Similar to Film Movement's recent gorgeous yet unfortunately dully named French character-based charmer (or “people mover” as I prefer) The Grocer's Son, Slama's exceedingly well-acted ensemble piece is augmented by breathtaking lensing and fortunately Teacher's stellar beauty garnered an award for its talented cinematographer Divis Marek.

Overall, Slama's film is a moving portrait of unrequited love, the struggle to be true to one's identity and power of forgiveness that gives off a distinct feeling that the characters could very well be real individuals in villages, towns, cities and countries around the globe. A beautiful and thematically similar follow-up to his previous exploration in Something Like Happiness, Slama's subtle work as mentioned earlier successfully follows humanity's endless yet necessary quest for something like love.

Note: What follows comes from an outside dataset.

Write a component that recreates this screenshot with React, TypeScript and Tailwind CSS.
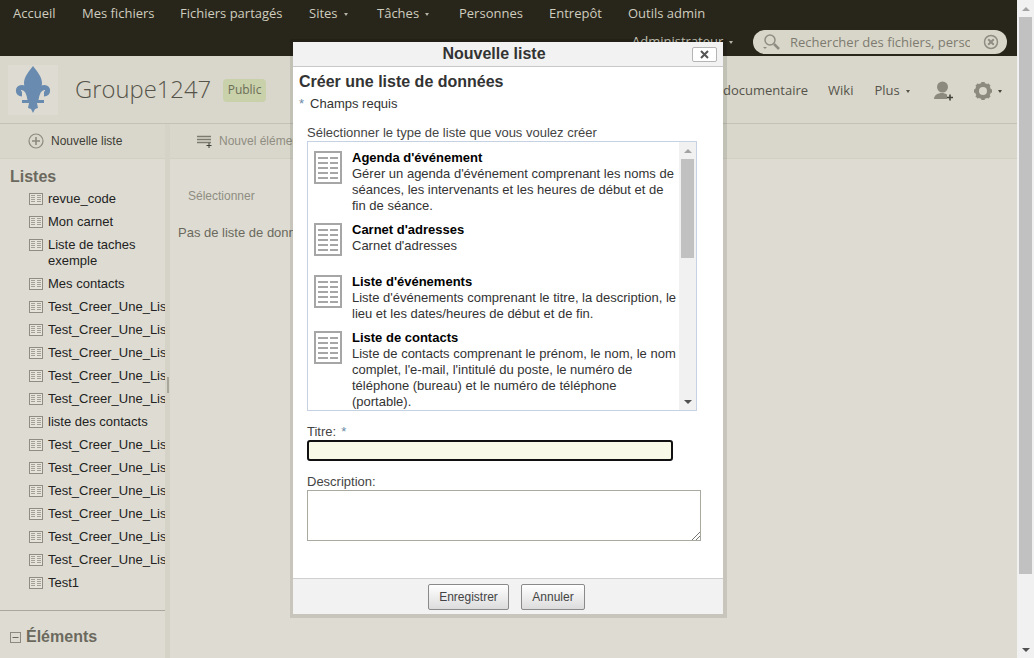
import React from "react";

const Caret = ({ c = "border-t-[#b5b3a7]" }: { c?: string }) => (
  <span className={`inline-block ml-[6px] align-middle w-0 h-0 border-x-[2.5px] border-x-transparent border-t-[3px] ${c}`} />
);

const ListIcon = () => (
  <svg width="14" height="12" viewBox="0 0 14 12" className="shrink-0">
    <rect x="0.5" y="0.5" width="13" height="11" fill="#e6e4da" stroke="#8f8d83" />
    <path d="M2 2.500h4M8 2.500h4M2 4.500h4M8 4.500h4M2 6.500h4M8 6.500h4M2 8.500h4M8 8.500h4" stroke="#a3a197" strokeWidth="1" />
  </svg>
);

const TypeIcon = () => (
  <svg width="28" height="33" viewBox="0 0 28 33" className="shrink-0 mt-[1px]">
    <rect x="1" y="1" width="26" height="31" fill="#fff" stroke="#a6a6a6" strokeWidth="2" />
    <path d="M4 7h10M16 7h8M4 12h10M16 12h8M4 17h10M16 17h8M4 22h10M16 22h8M4 27h10M16 27h8" stroke="#a6a6a6" strokeWidth="2" />
  </svg>
);

const Fleur = () => (
  <svg width="36" height="48" viewBox="0 0 36 48">
    <g fill="#6a8bb0">
      <path d="M18 0C14 5 9 11 9 17c0 6 4 11 6.500 17h5C23 28 27 23 27 17 27 11 22 5 18 0z" />
      <rect x="7" y="34" width="22" height="3" />
      <path d="M14 37h8l1 5-3 1-2 4-2-4-3-1z" />
    </g>
    <g fill="none" stroke="#6a8bb0" strokeWidth="5">
      <path d="M15 34C14 27 11 21.500 6.500 21.500 2.500 21.500 2 28 7 28" />
      <path d="M21 34C22 27 25 21.500 29.500 21.500 33.500 21.500 34 28 29 28" />
    </g>
  </svg>
);

const names = [
  "revue_code",
  "Mon carnet",
  "Liste de taches exemple",
  "Mes contacts",
  "Test_Creer_Une_Liste",
  "Test_Creer_Une_Liste",
  "Test_Creer_Une_Liste",
  "Test_Creer_Une_Liste",
  "Test_Creer_Une_Liste",
  "liste des contacts",
  "Test_Creer_Une_Liste",
  "Test_Creer_Une_Liste",
  "Test_Creer_Une_Liste",
  "Test_Creer_Une_Liste",
  "Test_Creer_Une_Liste",
  "Test_Creer_Une_Liste",
  "Test1",
];

const types = [
  { t: "Agenda d'événement", d: "Gérer un agenda d'événement comprenant les noms de séances, les intervenants et les heures de début et de fin de séance.", h: "h-[72px]" },
  { t: "Carnet d'adresses", d: "Carnet d'adresses", h: "h-[52px]" },
  { t: "Liste d'événements", d: "Liste d'événements comprenant le titre, la description, le lieu et les dates/heures de début et de fin.", h: "h-[56px]" },
  { t: "Liste de contacts", d: "Liste de contacts comprenant le prénom, le nom, le nom complet, l'e-mail, l'intitulé du poste, le numéro de téléphone (bureau) et le numéro de téléphone (portable).", h: "h-[88px]" },
];

export default function App() {
  return (
    <div className="relative flex w-[1034px] h-[658px] overflow-hidden bg-[#dedcd2] font-['Liberation_Sans',Arial,sans-serif] text-[13px] text-[#2a2a2a]">
      <div className="flex flex-col w-[1017px] h-full">
        {/* top navigation */}
        <div className="relative h-[56px] bg-[#28251a] shrink-0 font-['Open_Sans',sans-serif] text-[13px] text-[#cfcdbf]">
          <div className="flex items-center h-[28px] pl-[13px]">
            <span className="w-[69px]">Accueil</span>
            <span className="w-[98px]">Mes fichiers</span>
            <span className="w-[129px]">Fichiers partagés</span>
            <span className="w-[68px]">Sites<Caret /></span>
            <span className="w-[82px]">Tâches<Caret /></span>
            <span className="w-[90px]">Personnes</span>
            <span className="w-[79px]">Entrepôt</span>
            <span>Outils admin</span>
          </div>
          <div className="absolute left-[632px] top-[32px]">Administrateur<Caret /></div>
          <div className="absolute left-[753px] top-[30px] flex items-center w-[254px] h-[24px] rounded-full bg-[#d8d6c9] pl-[9px] pr-[8px]">
            <svg width="20" height="18" viewBox="0 0 20 18" className="shrink-0">
              <circle cx="8" cy="7" r="5" fill="none" stroke="#8f8d83" strokeWidth="1.500" />
              <path d="M12 11l5 5" stroke="#8f8d83" strokeWidth="2.500" />
              <path d="M1 14h4l-2 2z" fill="#8f8d83" />
            </svg>
            <span className="ml-[8px] pt-[1px] w-[180px] overflow-hidden whitespace-nowrap text-[13px] text-[#7d7b70]">Rechercher des fichiers, perso</span>
            <svg width="16" height="16" viewBox="0 0 16 16" className="ml-auto shrink-0">
              <circle cx="8" cy="8" r="6.500" fill="none" stroke="#8f8d83" strokeWidth="1.500" />
              <path d="M5.200 5.200l5.600 5.600M10.800 5.200l-5.600 5.600" stroke="#8f8d83" strokeWidth="2" />
            </svg>
          </div>
        </div>

        {/* site header */}
        <div className="relative flex items-center h-[68px] shrink-0 bg-[#d9d7cb] border-b border-[#c4c2b7] pl-[8px] font-['Open_Sans',sans-serif]">
          <div className="flex items-center justify-center w-[50px] h-[50px] bg-[#dedcd2]">
            <Fleur />
          </div>
          <span className="ml-[17px] text-[23.800px] font-light text-[#55534a]">Groupe1247</span>
          <span className="ml-[12px] mt-[1px] flex items-center justify-center w-[43px] h-[23px] rounded-[4px] bg-[#c9d1aa] text-[12px] text-[#6b6e58]">Public</span>
          <div className="absolute left-[723px] top-[25px] flex items-center text-[13px] text-[#55534a]">
            <span>documentaire</span>
            <span className="ml-[20px]">Wiki</span>
            <span className="ml-[21px]">Plus<Caret c="border-t-[#55534a]" /></span>
            <svg width="20" height="20" viewBox="0 0 20 20" className="ml-[24px]">
              <circle cx="8.500" cy="6" r="5.500" fill="#8c8a7e" />
              <path d="M0 18c0-4 4-6 8-6 2 0 3 .5 5 1.500V18z" fill="#8c8a7e" />
              <path d="M16 13.500v6M13 16.500h6" stroke="#45443c" strokeWidth="1.600" />
            </svg>
            <svg width="18" height="18" viewBox="0 0 18 18" className="ml-[20px]">
              <circle cx="9" cy="9" r="6" fill="none" stroke="#8c8a7e" strokeWidth="4" />
              <path d="M9 0v3M9 15v3M0 9h3M15 9h3M2.600 2.600l2 2M13.400 13.400l2 2M15.400 2.600l-2 2M4.600 13.400l-2 2" stroke="#8c8a7e" strokeWidth="3.500" />
            </svg>
            <Caret c="border-t-[#45443c]" />
          </div>
        </div>

        {/* toolbar */}
        <div className="flex h-[35px] shrink-0 items-stretch text-[12px]">
          <div className="flex items-center w-[165px] bg-[#d9d7cb] border-b border-[#d2d0c5] pl-[28px] text-[#3d3c35]">
            <svg width="16" height="16" viewBox="0 0 16 16" className="shrink-0">
              <circle cx="8" cy="8" r="7" fill="none" stroke="#8c8a7e" strokeWidth="1.200" />
              <path d="M8 4v8M4 8h8" stroke="#8c8a7e" strokeWidth="1.600" />
            </svg>
            <span className="ml-[7px]">Nouvelle liste</span>
          </div>
          <div className="w-[5px] bg-[#d5d3c8]" />
          <div className="flex flex-1 items-center bg-[#d9d7cb] border-b border-[#d2d0c5] pl-[27px] text-[#8f8d82]">
            <svg width="16" height="14" viewBox="0 0 16 14" className="shrink-0">
              <path d="M0 2.500h14M0 5.500h14M0 8.500h14" stroke="#7d7b70" strokeWidth="1.400" />
              <path d="M12 9v5M9.500 11.500h5" stroke="#3d3c35" strokeWidth="1" />
            </svg>
            <span className="ml-[6px]">Nouvel élément</span>
          </div>
        </div>

        {/* body */}
        <div className="flex flex-1 min-h-0">
          <div className="w-[165px] shrink-0 flex flex-col overflow-hidden">
            <div className="pl-[10px] pt-[8px] text-[16px] leading-[20px] font-bold text-[#6b695e]">Listes</div>
            <div className="mt-[1px] flex flex-col">
              {names.map((n, i) => (
                <div key={i} className="flex items-start pl-[29px] pt-[3px] pb-[4px] leading-[16px] text-[#222]">
                  <span className="mt-[2px]"><ListIcon /></span>
                  <span className={i === 2 ? "ml-[5px] w-[100px]" : "ml-[5px] whitespace-nowrap"}>{n}</span>
                </div>
              ))}
            </div>
            <div className="mt-[15px] border-t border-[#aaa89d] pt-[16px] pl-[10px] flex items-center">
              <svg width="11" height="11" viewBox="0 0 11 11" className="shrink-0">
                <rect x="0.5" y="0.5" width="10" height="10" fill="none" stroke="#8c8a7e" />
                <path d="M2.500 5.500h6" stroke="#6b695e" />
              </svg>
              <span className="ml-[5px] text-[16px] leading-[20px] font-bold text-[#6b695e]">Éléments</span>
            </div>
          </div>
          <div className="relative w-[5px] bg-[#d5d3c8] shrink-0">
            <div className="absolute top-[218px] left-[2px] w-[2px] h-[16px] bg-[#a9a79c]" />
          </div>
          <div className="flex-1 pl-[8px] overflow-hidden">
            <div className="pl-[10px] pt-[28px] text-[12px] text-[#8f8d82]">Sélectionner</div>
            <div className="mt-[18px] text-[#6b695e] whitespace-nowrap">Pas de liste de données</div>
          </div>
        </div>
      </div>

      {/* page scrollbar */}
      <div className="flex flex-col w-[17px] h-full bg-[#f1f1f1]">
        <div className="flex items-center justify-center h-[17px]">
          <span className="w-0 h-0 border-x-[4px] border-x-transparent border-b-[4px] border-b-[#a3a3a3]" />
        </div>
        <div className="ml-[2px] mr-[2px] h-[557px] bg-[#c1c1c1]" />
        <div className="mt-auto flex items-center justify-center h-[17px]">
          <span className="w-0 h-0 border-x-[4px] border-x-transparent border-t-[4px] border-t-[#505050]" />
        </div>
      </div>

      {/* dialog */}
      <div className="absolute left-[290px] top-[39px] w-[437px] h-[579px] border-black/10 border-t-[3px] border-l-[3px] border-r-[4px] border-b-[4px]">
        <div className="flex flex-col w-full h-full bg-white">
          <div className="relative flex items-center justify-center pr-[28px] h-[25px] shrink-0 bg-[#f2f2f2] border-b border-[#c8c8c8] text-[16px] font-bold text-[#333]">
            Nouvelle liste
            <div className="absolute right-[6px] top-[5px] flex items-center justify-center w-[25px] h-[15px] bg-white border border-[#b5b5b5] rounded-[2px]">
              <svg width="9" height="9" viewBox="0 0 9 9">
                <path d="M1 1l7 7M8 1l-7 7" stroke="#555" strokeWidth="2" />
              </svg>
            </div>
          </div>
          <div className="flex-1 min-h-0 pl-[6px]">
            <div className="mt-[5px] text-[16px] leading-[20px] font-bold text-[#333]">Créer une liste de données</div>
            <div className="mt-[2px] leading-[20px] text-[#333]">
              <span className="text-[#6b8aa8]">*</span>
              <span className="ml-[6px]">Champs requis</span>
            </div>
            <div className="mt-[11px] ml-[8px] leading-[16px] text-[#444]">Sélectionner le type de liste que vous voulez créer</div>
            <div className="ml-[8px] flex w-[390px] h-[270px] border border-[#c6d2e3] overflow-hidden">
              <div className="flex-1 min-w-0 pt-[8px] pl-[6px]">
                {types.map((x) => (
                  <div key={x.t} className={`flex shrink-0 ${x.h}`}>
                    <TypeIcon />
                    <div className="ml-[10px] w-[326px] leading-[16px] text-[#333]">
                      <div className="font-bold text-black">{x.t}</div>
                      <div>{x.d}</div>
                    </div>
                  </div>
                ))}
              </div>
              <div className="flex flex-col w-[17px] shrink-0 bg-[#f1f1f1]">
                <div className="flex items-center justify-center h-[17px]">
                  <span className="w-0 h-0 border-x-[4px] border-x-transparent border-b-[4px] border-b-[#a3a3a3]" />
                </div>
                <div className="mx-[2px] h-[99px] bg-[#c1c1c1]" />
                <div className="mt-auto flex items-center justify-center h-[17px]">
                  <span className="w-0 h-0 border-x-[4px] border-x-transparent border-t-[4px] border-t-[#505050]" />
                </div>
              </div>
            </div>
            <div className="mt-[13px] ml-[8px] leading-[16px] text-[#444]">
              Titre:<span className="ml-[5px] text-[#6b8aa8]">*</span>
            </div>
            <div className="ml-[8px] w-[366px] h-[21px] rounded-[3px] border-2 border-[#111] bg-[#f8f9e6]" />
            <div className="mt-[13px] ml-[8px] leading-[16px] text-[#444]">Description:</div>
            <div className="relative ml-[8px] w-[394px] h-[51px] border border-[#a9a99f] bg-white">
              <svg width="9" height="9" viewBox="0 0 9 9" className="absolute right-0 bottom-0">
                <path d="M1 9l8-8M5 9l4-4" stroke="#777" strokeWidth="1" />
              </svg>
            </div>
          </div>
          <div className="flex items-center justify-center gap-[12px] pr-[3px] h-[36px] shrink-0 bg-[#f2f2f2] border-t border-[#cfcfcf] text-[12px]">
            <div className="flex items-center justify-center w-[81px] h-[26px] rounded-[2px] border border-[#8a8a8a] bg-gradient-to-b from-[#ffffff] to-[#dcdcdc] text-[#444]">Enregistrer</div>
            <div className="flex items-center justify-center w-[64px] h-[26px] rounded-[2px] border border-[#8a8a8a] bg-gradient-to-b from-[#ffffff] to-[#dcdcdc] text-[#444]">Annuler</div>
          </div>
        </div>
      </div>
    </div>
  );
}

Nominated for nine awards in its native Czech Republic, this joint production from Germany and France as well also had the unique distinction of being chosen as an Official Selection at both the 2008 Venice and Toronto International Film Festival before Film Movement honored Slama by selecting his newest release for their catalog as one of the rare “two films by the same director” acknowledgment of his immense talent. And after sharing it with subscribers in its DVD-of-the-month club, The Country Teacher has finally been released to non-subscribers and foreign film enthusiasts this week which will hopefully call attention to the talent of Slama with its wider availability online and via select retailers and rental providers.